It Feels Borrowed From Another Century: Emmylou Harris’s Hello Stranger on Blue Kentucky Girl and the Carter Family Spell

Emmylou Harris' "Hello Stranger" on Blue Kentucky Girl and how the Carter Family lineage gave her 1979 return-to-roots recording an old-soul stillness

On Hello Stranger, Emmylou Harris did more than revisit an old song on Blue Kentucky Girl; she stepped into the hush of the Carter Family tradition and made 1979 sound older, wiser, and beautifully unhurried.
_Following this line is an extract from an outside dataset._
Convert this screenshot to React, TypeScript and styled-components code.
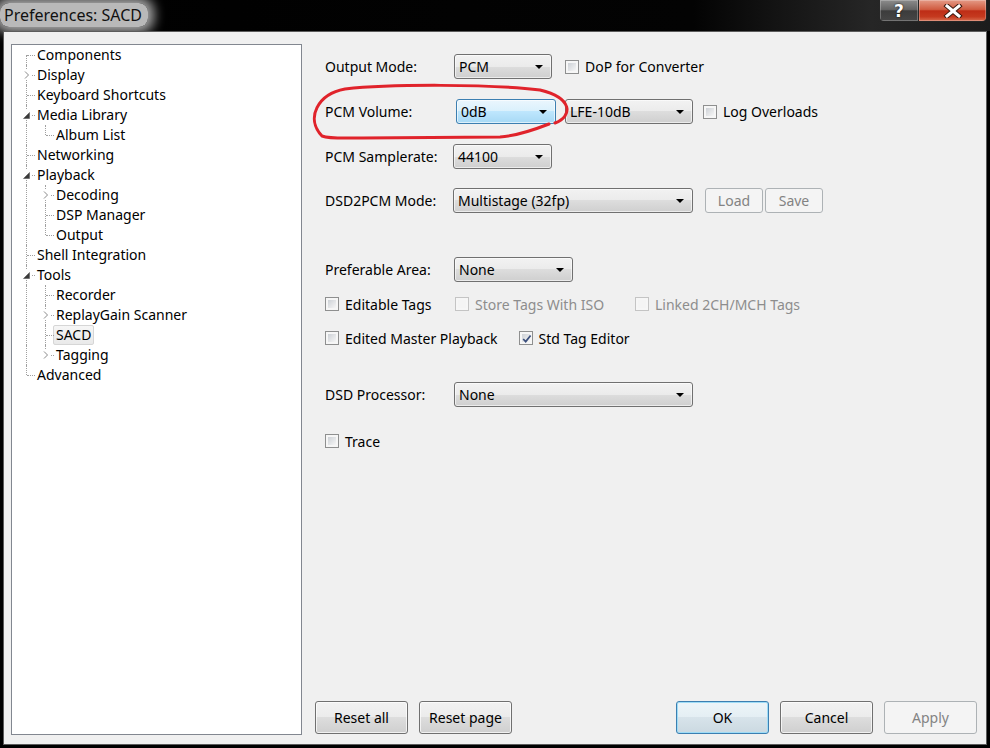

Some recordings announce themselves with force. Hello Stranger does the opposite. It arrives softly, almost as if it had been waiting in the room long before the needle touched the record. That is part of what makes Emmylou Harris’s 1979 version on Blue Kentucky Girl so enduring. Released as a single, it reached No. 9 on Billboard’s Hot Country Singles chart, while Blue Kentucky Girl climbed to No. 6 on Billboard’s country albums chart. Those numbers matter because they show this was not merely a private act of musical devotion; it was a successful return to older country values at a moment when mainstream records often leaned toward polish and speed. Yet the real triumph of the track lies somewhere beyond chart positions. It lies in the stillness.
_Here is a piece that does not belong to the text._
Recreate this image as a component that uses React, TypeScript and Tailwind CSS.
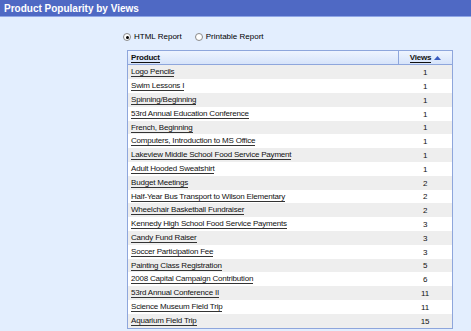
const rows: [string, number][] = [
  ["Logo Pencils", 1],
  ["Swim Lessons I", 1],
  ["Spinning/Beginning", 1],
  ["53rd Annual Education Conference", 1],
  ["French, Beginning", 1],
  ["Computers, Introduction to MS Office", 1],
  ["Lakeview Middle School Food Service Payment", 1],
  ["Adult Hooded Sweatshirt", 1],
  ["Budget Meetings", 2],
  ["Half-Year Bus Transport to Wilson Elementary", 2],
  ["Wheelchair Basketball Fundraiser", 2],
  ["Kennedy High School Food Service Payments", 3],
  ["Candy Fund Raiser", 3],
  ["Soccer Participation Fee", 3],
  ["Painting Class Registration", 5],
  ["2008 Capital Campaign Contribution", 6],
  ["53rd Annual Conference II", 11],
  ["Science Museum Field Trip", 11],
  ["Aquarium Field Trip", 15],
]

function Radio({ checked }: { checked?: boolean }) {
  return (
    <span className="w-[8px] h-[8px] rounded-full border border-[#8a8a8a] bg-white flex items-center justify-center">
      {checked && <span className="w-[3px] h-[3px] rounded-full bg-black" />}
    </span>
  )
}

export default function App() {
  return (
    <div className="w-[471px] h-[331px] bg-[#e3eefe] flex flex-col font-['Liberation_Sans',Arial,sans-serif] overflow-hidden">
      {/* title bar */}
      <div className="h-[17px] bg-[#4f69c4] border-b border-[#8fa6e6] flex items-center pl-[4px]">
        <span className="text-white font-bold text-[10px]">Product Popularity by Views</span>
      </div>

      {/* report type */}
      <div className="flex items-center gap-[13px] pl-[123px] mt-[14px] text-[8px] text-black">
        <label className="flex items-center gap-[3px]">
          <Radio checked />
          HTML Report
        </label>
        <label className="flex items-center gap-[3px]">
          <Radio />
          Printable Report
        </label>
      </div>

      {/* table */}
      <div className="ml-[127px] mt-[7px] w-[326px] border border-[#8ea6dc] text-[8px] tracking-[-0.2px] text-[#111]">
        <div className="flex h-[14px] bg-gradient-to-b from-[#eef4ff] to-[#d7e4fa] border-b border-[#8ea6dc] font-bold">
          <div className="flex-1 flex items-center pl-[3px]">
            <span className="leading-[9px] border-b border-[#111]">Product</span>
          </div>
          <div className="w-[54px] border-l border-[#8ea6dc] flex items-center justify-center gap-[3px]">
            <span className="leading-[9px] border-b border-[#111]">Views</span>
            <svg width="7" height="4" viewBox="0 0 7 4">
              <path d="M0 4 L3.5 0 L7 4 Z" fill="#3a5bc0" />
            </svg>
          </div>
        </div>
        {rows.map(([name, views], i) => (
          <div
            key={name}
            className={`flex items-center ${i % 5 === 4 ? "h-[13px]" : "h-[14px]"} ${
              i % 2 === 0 ? "bg-[#eeeeee]" : "bg-white"
            }`}
          >
            <div className="flex-1 pl-[3px] flex">
              <span className="leading-[9px] border-b border-[#333]">{name}</span>
            </div>
            <div className="w-[54px] text-center leading-[9px]">{views}</div>
          </div>
        ))}
      </div>
    </div>
  )
}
By the time Blue Kentucky Girl appeared, Harris had already built one of the most respected catalogs in modern country music. She could move between country rock, folk, bluegrass feeling, and heartbreak balladry with unusual grace. But this album, produced by Brian Ahern, felt like a conscious turn back toward the deeper well. Not backward in a nostalgic, museum-piece sense, but inward, toward the old emotional architecture of country music: plain words, timeless melodies, and arrangements that trust silence. In that setting, Hello Stranger became one of the clearest statements of purpose on the whole record.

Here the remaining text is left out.